Le lieutenant-général Gabriel Amisi Kumba (alias « Tango Four ») occupe le deuxième poste le plus puissant de l’armée congolaise. Le Groupe d’experts de l’ONU pour la RDC l’a accusé d’armer des groupes rebelles et des braconniers, ainsi que d’être impliqué dans l’exploitation illégale de l’or. Il a été sanctionné par les États-Unis et l’UE en 2016 en raison du rôle qu’il a joué dans la répression violente de manifestations pro-démocratie à Kinshasa.

Le ministère congolais de l’Environnement produit, conjointement avec le World Resources Institute (WRI), une carte en ligne des concessions forestières et de leurs propriétaires, mais cette carte semble contenir des erreurs et des omissions.
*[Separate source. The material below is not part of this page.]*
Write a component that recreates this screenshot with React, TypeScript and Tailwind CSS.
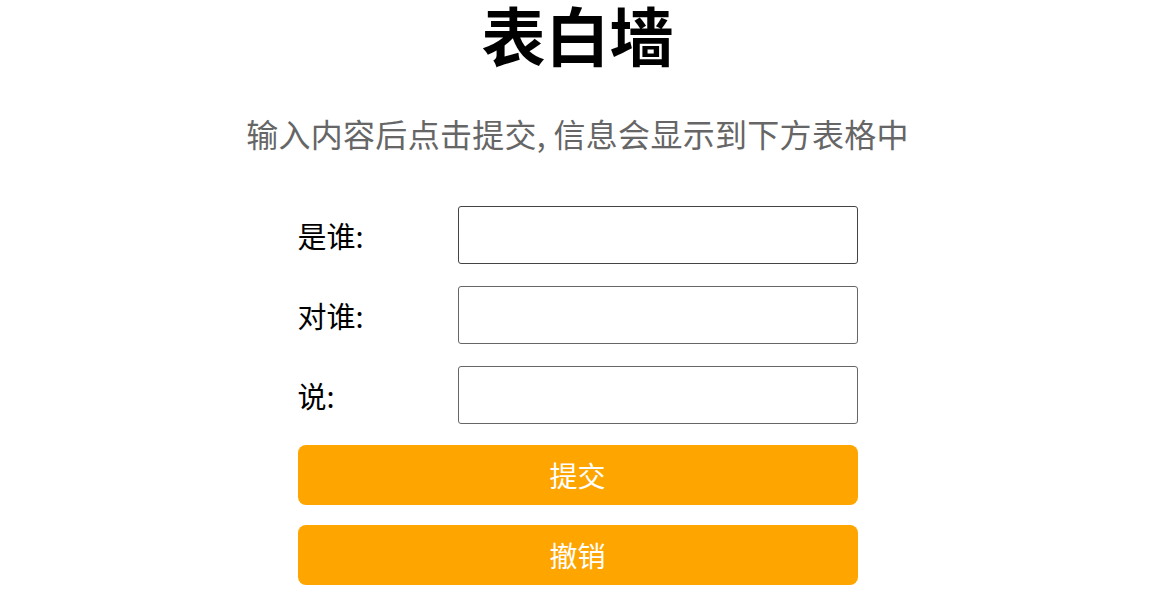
import React from "react";

export default function App() {
  const rows = ["是谁:", "对谁:", "说:"];
  return (
    <div
      className="w-full min-h-[602px] bg-white"
      style={{ fontFamily: '"Noto Sans CJK SC", "Liberation Sans", sans-serif' }}
    >
      <div className="mx-auto w-[560px]">
        <h1 className="text-center text-[64px] leading-[66px] font-bold text-black">表白墙</h1>
        <p className="mt-[52px] text-center text-[32px] leading-[30px] text-[#666] whitespace-nowrap -mx-[60px] tracking-[0.3px]">
          输入内容后点击提交, 信息会显示到下方表格中
        </p>
        <div className="mt-[47px] flex flex-col">
          {rows.map((r, i) => (
            <div key={r} className="flex h-[80px] items-center">
              <span className="w-[160px] text-[29px] leading-[40px] text-black">{r}</span>
              <input
                className={
                  i === 0
                    ? "h-[58px] w-[400px] rounded-[3px] border-[1.5px] border-[#444] bg-white outline-none"
                    : "h-[58px] w-[400px] rounded-[3px] border-[1.5px] border-[#666] bg-white outline-none"
                }
              />
            </div>
          ))}
          {["提交", "撤销"].map((b) => (
            <div key={b} className="flex h-[80px] items-center">
              <button className="h-[60px] w-[560px] rounded-[8px] bg-[#ffa500] text-[28px] leading-[60px] text-white">
                {b}
              </button>
            </div>
          ))}
        </div>
      </div>
    </div>
  );
}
Une carte similaire, produite en septembre 2018 par le projet Agedufor, une initiative de gestion forestière de plusieurs millions d’euros financée par l’Agence française de développement, manque également d’informations essentielles sur l’identité des titulaires de permis dans plusieurs concessions, dont une qui semble être liée à Maniema Union 2. Dans de nombreux cas, au lieu de donner le nom du titulaire du permis, la carte se contente d’indiquer la mention « Contrat signé ». On ignore comment Agedufor a pu s’assurer qu’un contrat avait effectivement été signé sans connaître l’identité du concessionnaire. Si Agedufor dispose bel et bien du nom du titulaire, difficile de comprendre pourquoi cette information ne peut être divulguée. Les cinq concessions octroyées à Maniema Union 2 en juin 2018 apparaissent sur cette carte sous les noms de leurs anciens propriétaires, alors que la carte est désignée comme ayant été produite en septembre 2018, soit trois mois après l’attribution de ces concessions à Maniema Union 2.

L’initiative pour la forêt de l’Afrique Centrale (CAFI), qui finance des projets forestiers en RDC, a stipulé dans une déclaration publiée le 1er mars 2018 qu’aucun transfert de fonds ne serait fait aux projets CAFI en RDC tant que les concessions allouées de façon illégale, en violation du moratoire et des principes énoncés dans la lettre d’intention de CAFI, soient révoquées.